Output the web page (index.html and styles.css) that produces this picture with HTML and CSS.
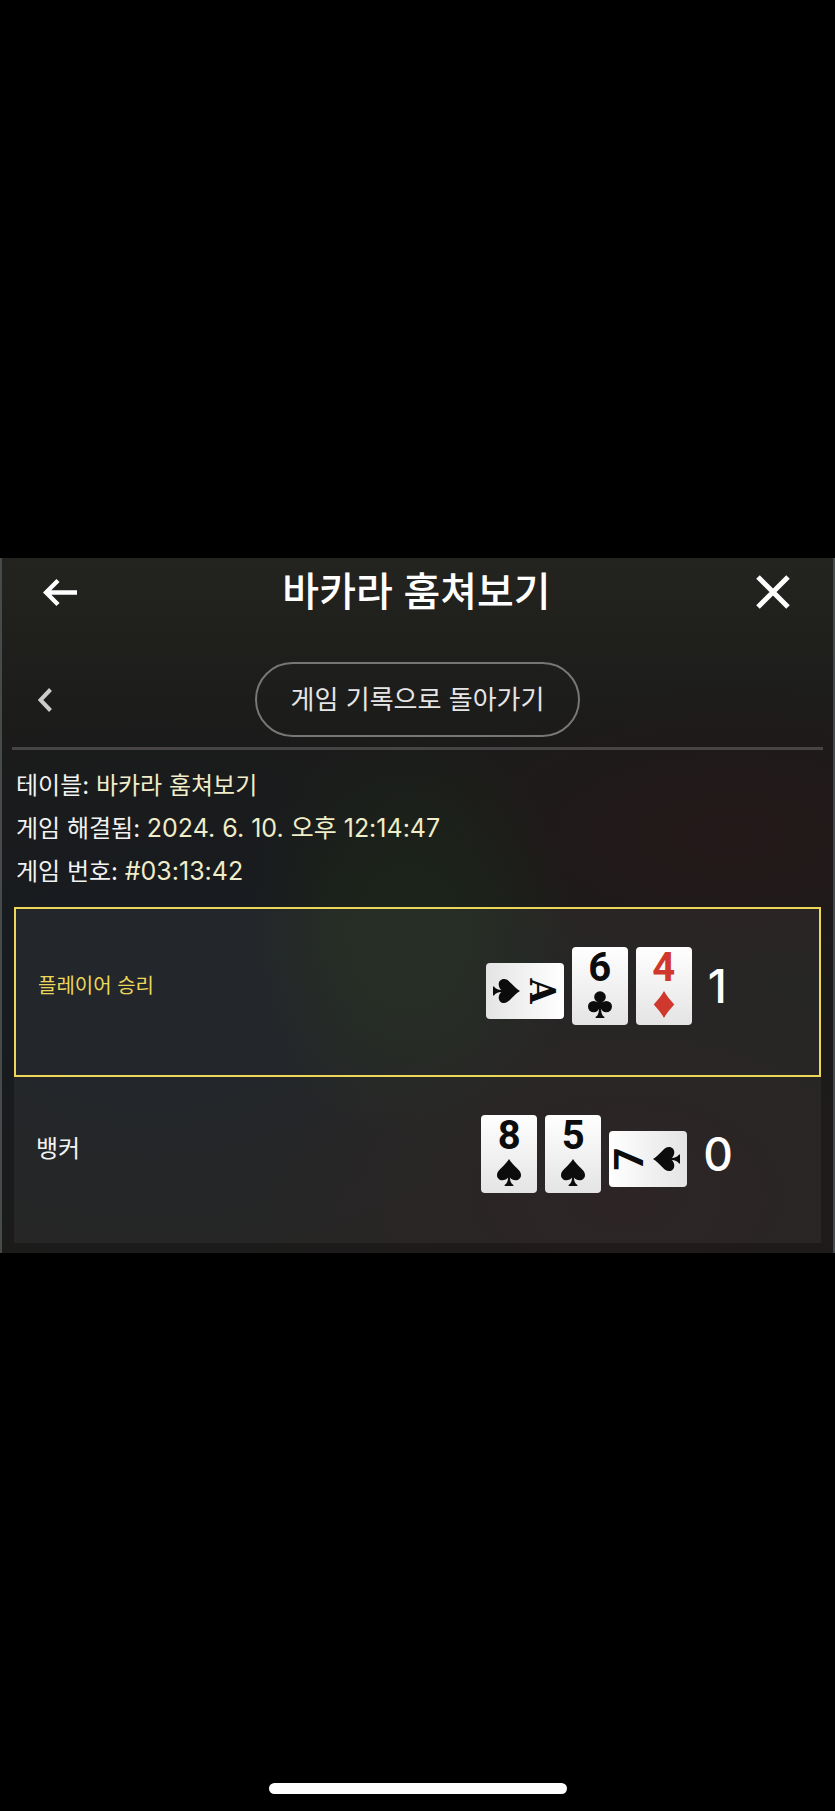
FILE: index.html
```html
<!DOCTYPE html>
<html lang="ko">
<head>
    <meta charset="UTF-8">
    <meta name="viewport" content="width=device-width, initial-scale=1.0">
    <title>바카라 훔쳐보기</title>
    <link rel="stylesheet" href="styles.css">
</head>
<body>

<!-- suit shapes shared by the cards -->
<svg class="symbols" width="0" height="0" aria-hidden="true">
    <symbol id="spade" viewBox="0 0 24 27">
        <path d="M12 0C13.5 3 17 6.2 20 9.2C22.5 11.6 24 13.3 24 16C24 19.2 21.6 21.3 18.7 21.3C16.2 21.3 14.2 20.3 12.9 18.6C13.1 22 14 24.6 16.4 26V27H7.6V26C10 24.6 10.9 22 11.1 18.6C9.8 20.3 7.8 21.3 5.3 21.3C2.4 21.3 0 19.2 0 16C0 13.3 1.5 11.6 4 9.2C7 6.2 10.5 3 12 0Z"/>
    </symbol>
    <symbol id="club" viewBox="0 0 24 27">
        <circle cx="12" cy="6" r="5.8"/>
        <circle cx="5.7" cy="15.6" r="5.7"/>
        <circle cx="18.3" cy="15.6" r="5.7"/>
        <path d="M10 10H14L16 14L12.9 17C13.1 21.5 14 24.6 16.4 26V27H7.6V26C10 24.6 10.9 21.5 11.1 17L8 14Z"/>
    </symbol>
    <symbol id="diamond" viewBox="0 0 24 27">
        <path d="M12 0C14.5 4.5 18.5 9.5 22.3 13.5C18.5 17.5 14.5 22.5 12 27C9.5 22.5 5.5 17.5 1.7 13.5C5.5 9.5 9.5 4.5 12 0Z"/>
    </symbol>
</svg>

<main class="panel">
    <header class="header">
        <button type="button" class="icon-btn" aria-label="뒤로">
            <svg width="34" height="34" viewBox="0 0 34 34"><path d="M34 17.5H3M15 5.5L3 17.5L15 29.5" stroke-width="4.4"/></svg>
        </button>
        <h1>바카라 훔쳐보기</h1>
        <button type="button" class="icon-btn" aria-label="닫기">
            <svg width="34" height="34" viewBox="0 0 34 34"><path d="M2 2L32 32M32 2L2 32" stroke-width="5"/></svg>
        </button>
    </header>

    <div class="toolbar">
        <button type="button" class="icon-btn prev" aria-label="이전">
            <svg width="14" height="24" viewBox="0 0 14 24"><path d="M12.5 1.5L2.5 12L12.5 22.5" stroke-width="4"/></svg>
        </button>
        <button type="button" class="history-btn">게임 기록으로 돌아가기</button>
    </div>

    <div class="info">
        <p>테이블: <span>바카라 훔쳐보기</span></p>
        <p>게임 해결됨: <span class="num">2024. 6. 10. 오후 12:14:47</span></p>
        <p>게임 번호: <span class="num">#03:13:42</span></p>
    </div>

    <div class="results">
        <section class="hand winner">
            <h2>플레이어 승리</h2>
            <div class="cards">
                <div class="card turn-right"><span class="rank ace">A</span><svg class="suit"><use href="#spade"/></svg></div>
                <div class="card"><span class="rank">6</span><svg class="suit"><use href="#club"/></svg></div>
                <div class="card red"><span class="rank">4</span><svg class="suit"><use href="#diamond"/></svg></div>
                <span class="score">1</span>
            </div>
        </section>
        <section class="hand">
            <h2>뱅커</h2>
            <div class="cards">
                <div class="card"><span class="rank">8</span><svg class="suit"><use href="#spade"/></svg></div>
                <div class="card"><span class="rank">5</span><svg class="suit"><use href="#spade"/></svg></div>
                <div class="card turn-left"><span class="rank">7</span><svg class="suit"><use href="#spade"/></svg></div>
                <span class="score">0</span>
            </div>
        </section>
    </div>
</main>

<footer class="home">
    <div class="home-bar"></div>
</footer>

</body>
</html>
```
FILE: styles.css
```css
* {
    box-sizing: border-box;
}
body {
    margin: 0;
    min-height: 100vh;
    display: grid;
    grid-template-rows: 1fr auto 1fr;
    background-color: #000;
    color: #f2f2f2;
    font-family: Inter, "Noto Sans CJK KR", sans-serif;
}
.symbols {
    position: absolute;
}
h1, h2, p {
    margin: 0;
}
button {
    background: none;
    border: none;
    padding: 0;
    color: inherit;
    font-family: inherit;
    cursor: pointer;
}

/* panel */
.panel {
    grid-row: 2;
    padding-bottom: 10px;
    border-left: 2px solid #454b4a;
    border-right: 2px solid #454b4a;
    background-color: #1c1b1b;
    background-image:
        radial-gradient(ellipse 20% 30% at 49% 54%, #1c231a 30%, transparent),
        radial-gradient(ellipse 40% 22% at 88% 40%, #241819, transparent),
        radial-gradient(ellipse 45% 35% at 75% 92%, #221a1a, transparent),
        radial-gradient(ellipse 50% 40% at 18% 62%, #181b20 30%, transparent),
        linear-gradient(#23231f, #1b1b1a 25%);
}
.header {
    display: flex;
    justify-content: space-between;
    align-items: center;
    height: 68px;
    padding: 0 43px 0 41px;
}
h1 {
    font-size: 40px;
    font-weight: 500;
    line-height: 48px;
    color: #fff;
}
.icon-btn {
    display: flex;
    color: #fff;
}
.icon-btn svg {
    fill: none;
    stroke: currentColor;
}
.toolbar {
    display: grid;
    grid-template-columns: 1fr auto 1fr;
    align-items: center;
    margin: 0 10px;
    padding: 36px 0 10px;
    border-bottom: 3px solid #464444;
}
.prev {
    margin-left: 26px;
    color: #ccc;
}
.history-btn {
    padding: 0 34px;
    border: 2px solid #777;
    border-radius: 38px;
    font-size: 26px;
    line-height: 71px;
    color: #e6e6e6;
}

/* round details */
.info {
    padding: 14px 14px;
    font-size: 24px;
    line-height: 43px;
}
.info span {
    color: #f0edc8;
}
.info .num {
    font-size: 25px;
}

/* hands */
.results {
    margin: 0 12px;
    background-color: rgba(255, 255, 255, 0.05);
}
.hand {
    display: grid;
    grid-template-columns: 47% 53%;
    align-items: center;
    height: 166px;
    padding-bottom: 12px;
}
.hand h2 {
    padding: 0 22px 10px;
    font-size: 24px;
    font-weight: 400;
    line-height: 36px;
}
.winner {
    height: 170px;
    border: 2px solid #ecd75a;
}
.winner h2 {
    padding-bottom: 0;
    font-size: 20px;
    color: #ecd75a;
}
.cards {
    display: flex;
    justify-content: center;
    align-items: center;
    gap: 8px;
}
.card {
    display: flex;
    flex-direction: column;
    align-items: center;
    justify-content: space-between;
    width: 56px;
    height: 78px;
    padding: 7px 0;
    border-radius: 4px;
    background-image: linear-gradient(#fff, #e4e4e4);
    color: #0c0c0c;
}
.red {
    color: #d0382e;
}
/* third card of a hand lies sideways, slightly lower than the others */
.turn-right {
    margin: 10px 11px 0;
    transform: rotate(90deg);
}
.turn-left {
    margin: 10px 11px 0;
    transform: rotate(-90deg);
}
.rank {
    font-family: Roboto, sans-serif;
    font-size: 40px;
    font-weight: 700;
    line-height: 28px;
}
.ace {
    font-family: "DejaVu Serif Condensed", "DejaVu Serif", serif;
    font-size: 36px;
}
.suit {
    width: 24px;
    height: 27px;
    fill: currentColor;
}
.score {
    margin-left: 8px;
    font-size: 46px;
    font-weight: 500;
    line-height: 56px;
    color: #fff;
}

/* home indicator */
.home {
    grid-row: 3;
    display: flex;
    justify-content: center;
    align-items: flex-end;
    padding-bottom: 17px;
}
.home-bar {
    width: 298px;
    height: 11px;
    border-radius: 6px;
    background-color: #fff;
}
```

═══

Leave the images out and output the remaining material exactly as it stands.

COMPLETE ANSWER.
Output the web page (index.html and styles.css) that produces this picture with HTML and CSS.
FILE: index.html
```html
<!DOCTYPE html>
<html lang="ko">
<head>
    <meta charset="UTF-8">
    <meta name="viewport" content="width=device-width, initial-scale=1.0">
    <title>바카라 훔쳐보기</title>
    <link rel="stylesheet" href="styles.css">
</head>
<body>

<!-- suit shapes shared by the cards -->
<svg class="symbols" width="0" height="0" aria-hidden="true">
    <symbol id="spade" viewBox="0 0 24 27">
        <path d="M12 0C13.5 3 17 6.2 20 9.2C22.5 11.6 24 13.3 24 16C24 19.2 21.6 21.3 18.7 21.3C16.2 21.3 14.2 20.3 12.9 18.6C13.1 22 14 24.6 16.4 26V27H7.6V26C10 24.6 10.9 22 11.1 18.6C9.8 20.3 7.8 21.3 5.3 21.3C2.4 21.3 0 19.2 0 16C0 13.3 1.5 11.6 4 9.2C7 6.2 10.5 3 12 0Z"/>
    </symbol>
    <symbol id="club" viewBox="0 0 24 27">
        <circle cx="12" cy="6" r="5.8"/>
        <circle cx="5.7" cy="15.6" r="5.7"/>
        <circle cx="18.3" cy="15.6" r="5.7"/>
        <path d="M10 10H14L16 14L12.9 17C13.1 21.5 14 24.6 16.4 26V27H7.6V26C10 24.6 10.9 21.5 11.1 17L8 14Z"/>
    </symbol>
    <symbol id="diamond" viewBox="0 0 24 27">
        <path d="M12 0C14.5 4.5 18.5 9.5 22.3 13.5C18.5 17.5 14.5 22.5 12 27C9.5 22.5 5.5 17.5 1.7 13.5C5.5 9.5 9.5 4.5 12 0Z"/>
    </symbol>
</svg>

<main class="panel">
    <header class="header">
        <button type="button" class="icon-btn" aria-label="뒤로">
            <svg width="34" height="34" viewBox="0 0 34 34"><path d="M34 17.5H3M15 5.5L3 17.5L15 29.5" stroke-width="4.4"/></svg>
        </button>
        <h1>바카라 훔쳐보기</h1>
        <button type="button" class="icon-btn" aria-label="닫기">
            <svg width="34" height="34" viewBox="0 0 34 34"><path d="M2 2L32 32M32 2L2 32" stroke-width="5"/></svg>
        </button>
    </header>

    <div class="toolbar">
        <button type="button" class="icon-btn prev" aria-label="이전">
            <svg width="14" height="24" viewBox="0 0 14 24"><path d="M12.5 1.5L2.5 12L12.5 22.5" stroke-width="4"/></svg>
        </button>
        <button type="button" class="history-btn">게임 기록으로 돌아가기</button>
    </div>

    <div class="info">
        <p>테이블: <span>바카라 훔쳐보기</span></p>
        <p>게임 해결됨: <span class="num">2024. 6. 10. 오후 12:14:47</span></p>
        <p>게임 번호: <span class="num">#03:13:42</span></p>
    </div>

    <div class="results">
        <section class="hand winner">
            <h2>플레이어 승리</h2>
            <div class="cards">
                <div class="card turn-right"><span class="rank ace">A</span><svg class="suit"><use href="#spade"/></svg></div>
                <div class="card"><span class="rank">6</span><svg class="suit"><use href="#club"/></svg></div>
                <div class="card red"><span class="rank">4</span><svg class="suit"><use href="#diamond"/></svg></div>
                <span class="score">1</span>
            </div>
        </section>
        <section class="hand">
            <h2>뱅커</h2>
            <div class="cards">
                <div class="card"><span class="rank">8</span><svg class="suit"><use href="#spade"/></svg></div>
                <div class="card"><span class="rank">5</span><svg class="suit"><use href="#spade"/></svg></div>
                <div class="card turn-left"><span class="rank">7</span><svg class="suit"><use href="#spade"/></svg></div>
                <span class="score">0</span>
            </div>
        </section>
    </div>
</main>

<footer class="home">
    <div class="home-bar"></div>
</footer>

</body>
</html>
```
FILE: styles.css
```css
* {
    box-sizing: border-box;
}
body {
    margin: 0;
    min-height: 100vh;
    display: grid;
    grid-template-rows: 1fr auto 1fr;
    background-color: #000;
    color: #f2f2f2;
    font-family: Inter, "Noto Sans CJK KR", sans-serif;
}
.symbols {
    position: absolute;
}
h1, h2, p {
    margin: 0;
}
button {
    background: none;
    border: none;
    padding: 0;
    color: inherit;
    font-family: inherit;
    cursor: pointer;
}

/* panel */
.panel {
    grid-row: 2;
    padding-bottom: 10px;
    border-left: 2px solid #454b4a;
    border-right: 2px solid #454b4a;
    background-color: #1c1b1b;
    background-image:
        radial-gradient(ellipse 20% 30% at 49% 54%, #1c231a 30%, transparent),
        radial-gradient(ellipse 40% 22% at 88% 40%, #241819, transparent),
        radial-gradient(ellipse 45% 35% at 75% 92%, #221a1a, transparent),
        radial-gradient(ellipse 50% 40% at 18% 62%, #181b20 30%, transparent),
        linear-gradient(#23231f, #1b1b1a 25%);
}
.header {
    display: flex;
    justify-content: space-between;
    align-items: center;
    height: 68px;
    padding: 0 43px 0 41px;
}
h1 {
    font-size: 40px;
    font-weight: 500;
    line-height: 48px;
    color: #fff;
}
.icon-btn {
    display: flex;
    color: #fff;
}
.icon-btn svg {
    fill: none;
    stroke: currentColor;
}
.toolbar {
    display: grid;
    grid-template-columns: 1fr auto 1fr;
    align-items: center;
    margin: 0 10px;
    padding: 36px 0 10px;
    border-bottom: 3px solid #464444;
}
.prev {
    margin-left: 26px;
    color: #ccc;
}
.history-btn {
    padding: 0 34px;
    border: 2px solid #777;
    border-radius: 38px;
    font-size: 26px;
    line-height: 71px;
    color: #e6e6e6;
}

/* round details */
.info {
    padding: 14px 14px;
    font-size: 24px;
    line-height: 43px;
}
.info span {
    color: #f0edc8;
}
.info .num {
    font-size: 25px;
}

/* hands */
.results {
    margin: 0 12px;
    background-color: rgba(255, 255, 255, 0.05);
}
.hand {
    display: grid;
    grid-template-columns: 47% 53%;
    align-items: center;
    height: 166px;
    padding-bottom: 12px;
}
.hand h2 {
    padding: 0 22px 10px;
    font-size: 24px;
    font-weight: 400;
    line-height: 36px;
}
.winner {
    height: 170px;
    border: 2px solid #ecd75a;
}
.winner h2 {
    padding-bottom: 0;
    font-size: 20px;
    color: #ecd75a;
}
.cards {
    display: flex;
    justify-content: center;
    align-items: center;
    gap: 8px;
}
.card {
    display: flex;
    flex-direction: column;
    align-items: center;
    justify-content: space-between;
    width: 56px;
    height: 78px;
    padding: 7px 0;
    border-radius: 4px;
    background-image: linear-gradient(#fff, #e4e4e4);
    color: #0c0c0c;
}
.red {
    color: #d0382e;
}
/* third card of a hand lies sideways, slightly lower than the others */
.turn-right {
    margin: 10px 11px 0;
    transform: rotate(90deg);
}
.turn-left {
    margin: 10px 11px 0;
    transform: rotate(-90deg);
}
.rank {
    font-family: Roboto, sans-serif;
    font-size: 40px;
    font-weight: 700;
    line-height: 28px;
}
.ace {
    font-family: "DejaVu Serif Condensed", "DejaVu Serif", serif;
    font-size: 36px;
}
.suit {
    width: 24px;
    height: 27px;
    fill: currentColor;
}
.score {
    margin-left: 8px;
    font-size: 46px;
    font-weight: 500;
    line-height: 56px;
    color: #fff;
}

/* home indicator */
.home {
    grid-row: 3;
    display: flex;
    justify-content: center;
    align-items: flex-end;
    padding-bottom: 17px;
}
.home-bar {
    width: 298px;
    height: 11px;
    border-radius: 6px;
    background-color: #fff;
}
```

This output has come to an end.